'IROC VII was the seventh year of IROC competition, which took place in 1979 and 1980. The format carried over from IROC VI in that three qualifying races were held for participants from NASCAR, CART, and Road Racing (which primarily consisted of Formula One, SCCA, and IMSA). The top four finishers in these qualifying races then earned the chance to race in the two final races at Riverside International Raceway and Atlanta Motor Speedway.
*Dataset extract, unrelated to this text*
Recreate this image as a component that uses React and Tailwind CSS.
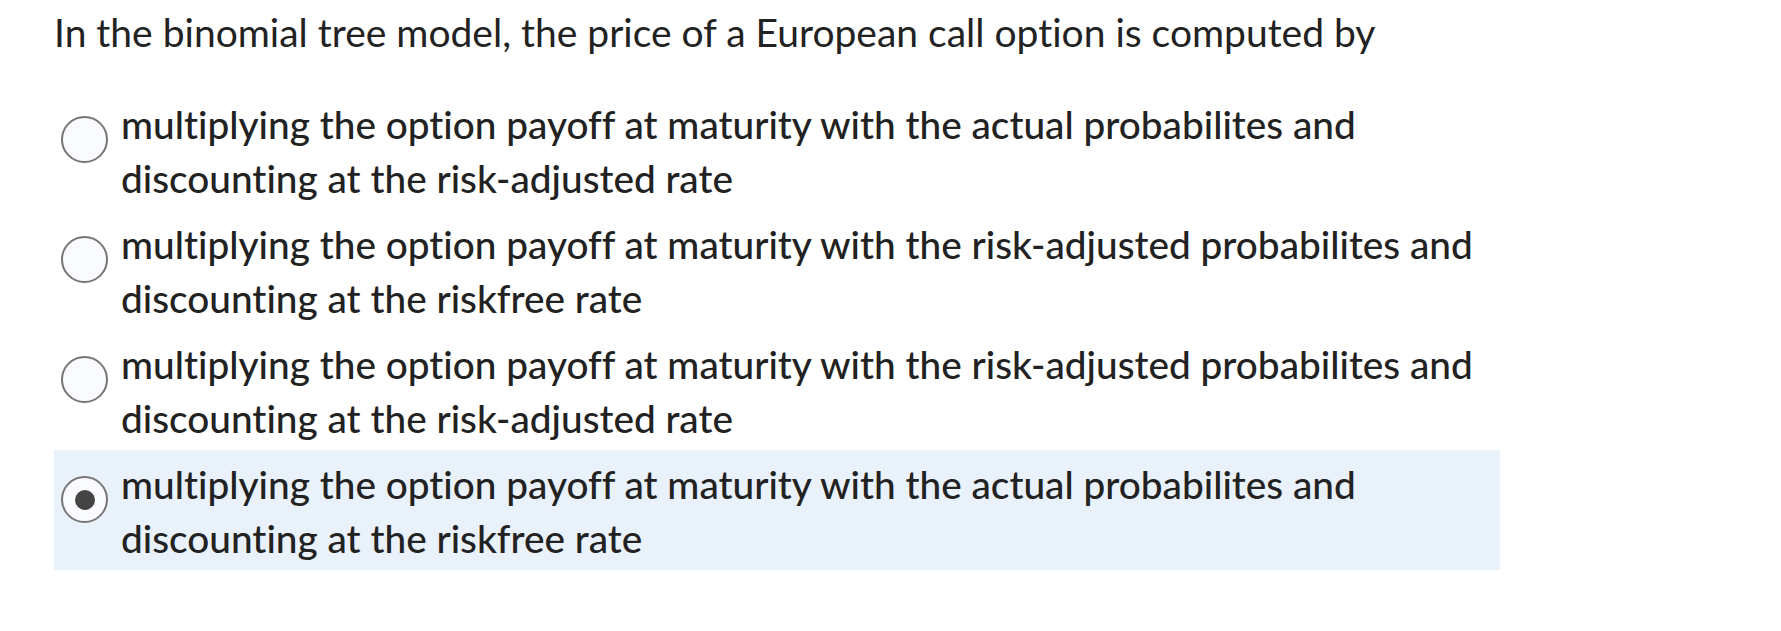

It used the Chevrolet Camaro in all races, and this was the final year for the series before it went on hiatus until 1984. Bobby Allison won the oval finale en route to the championship and $75,000 .
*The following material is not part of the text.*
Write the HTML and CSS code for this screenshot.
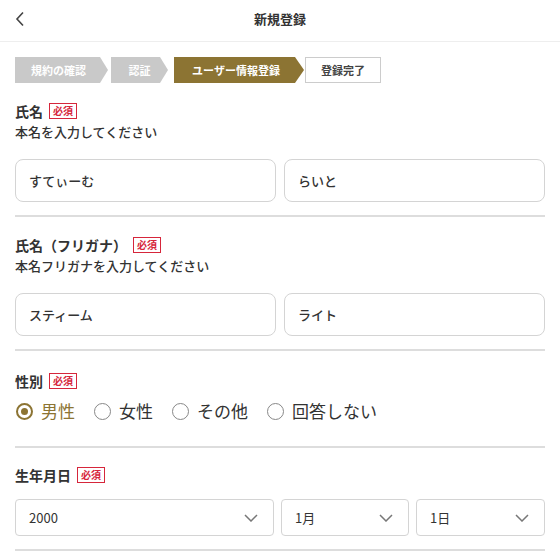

The final points standings were as follows:

Race results

Qualifying Races

NASCAR Qualifying Race, Michigan International Speedway

 Neil Bonnett
 Bobby Allison
 Darrell Waltrip
 Buddy Baker
 Cale Yarborough
 Benny Parsons
 Dale Earnhardt
 Donnie Allison

CART Qualifying Race, Michigan International Speedway

 Gordon Johncock
 Bobby Unser
 Rick Mears
 Johnny Rutherford
 Wally Dallenbach
 Mike Mosley
 Tom Sneva
 Danny Ongais

Road Racing Qualifying Race, Riverside International Raceway 

 Mario Andretti
 Peter Gregg
 Don Whittington
 Clay Regazzoni
 Alan Jones
 John Watson
 Keke Rosberg
 Emerson Fittipaldi

Final Races

Road Racing Final, Riverside International Raceway 

 Darrell Waltrip
 Bobby Allison
 Mario Andretti
 Rick Mears
 Gordon Johncock
 Johnny Rutherford
 Neil Bonnett
 Buddy Baker
 Bobby Unser
 Clay Regazzoni
 Peter Gregg
 Don Whittington

Oval Final, Atlanta Motor Speedway 
Darrell Waltrip started on the pole position, with Bobby Allison on the outside of the front row. As the field came across the start/finish line to complete lap 2, fourth place Mario Andretti triggered a huge pileup. Andretti clipped the back of Waltrip's car, who then collected Neil Bonnett into the outside wall. Andretti crashed to the inside wall, and a chain reaction wiped out almost the entire field. Leader Allison was ahead of the crash, and Rick Mears somehow escaped cleanly. Eight cars were involved, with seven too damaged to continue. After a 40 minute red flag, the race resumed with five cars left. On lap 41, Don Whittington got loose coming out of turn four and crashed on the mainstretch. It necessitated another red flag for cleanup.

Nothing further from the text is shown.